1)The collapse of the trials of soldier F for multiple murders & attempted murders, soldier B for the murder of Daniel Hegarty, points towards long term, systematic impunity by the British State whose only real concern is to protect themselves and their troops.— Pat Finucane Centre (@FinucaneCentre) July 2, 2021
PPS Director Stephen Herron met with the victim's families on Friday morning to inform them of the decision. Herron previously decided to prosecute the former soldier in March 2019.
Soldier F was identified in the Saville report - a public inquiry into the Bloody Sunday killings which stated that the former soldier had shot three people dead on January 30, 1972.
Lord Saville, who chaired the inquiry, imposed a ban on soldiers being referred to by name and recommended that letters be used to refer to former members of the Parachute Regiment.
Saville said in the report that he could confidently identify the soldiers involved in the killings on Bloody Sunday.
Meanwhile, a second former soldier - referred to as "Soldier B" - will not stand trial for the murder of 15-year-old Daniel Hegarty in the Creggan area of Derry during Operation Motorman in 1972.
Hegarty was shot twice in the head and killed when thousands of British soldiers broke through several "no-go areas" established by the IRA in July 1972.
Soldier B was charged with his murder and due to stand trial, but the PPS told Hegarty's family on Friday that there is no longer a reasonable prospect of securing a conviction.

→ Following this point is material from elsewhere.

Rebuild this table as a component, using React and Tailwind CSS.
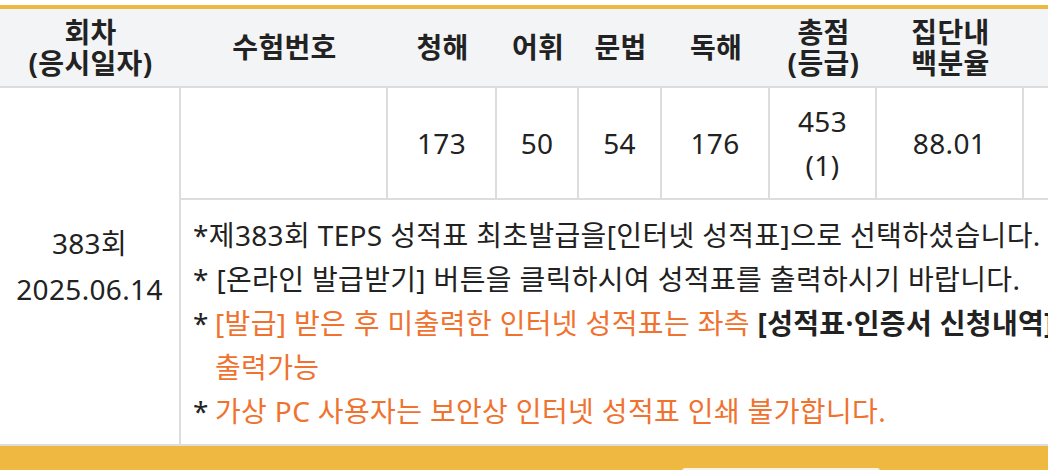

The news comes two months after the case against two former soldiers charged with murder unraveled in Belfast. Soldier A and C were charged with the murder of IRA commander Joe McCann, but the charges were dropped when evidence deemed central to the case was deemed inadmissible in court.
Mr. Justice O'Hara, the trial judge at Belfast Crown Court, ruled that the statements that the former soldiers had given to the Army in 1972 and the Historical Inquiries Team in 2010 were not given under caution and therefore could not be used in court.
Ciarán Shiels said on Friday that the PPS had dropped the charges against Soldier F because of similar reasons.
"The reasons underpinning the PPS decision relate to the admissibility of statements made to the Royal Military Police in 1972 by a number of soldiers who were witnesses to events in Glenfada Park," Shiels said in a statement.
He said that the High Court is currently considering the admissibility of statements made to the Royal Military Police and that the PPS decision was premature.
"The admissibility of RMP statements in relation to the events of Bloody Sunday is a matter already under active consideration by the High Court, which will hear detailed legal argument over five days in September.
"In those circumstances, the decision by the PPS to halt this prosecution is clearly premature in the absence of a High Court ruling on the issue."
In May, the British Government announced controversial measures to introduce a statute of limitations on offenses committed before the signing of the Good Friday Agreement in 1998, limiting the scope of historical prosecutions.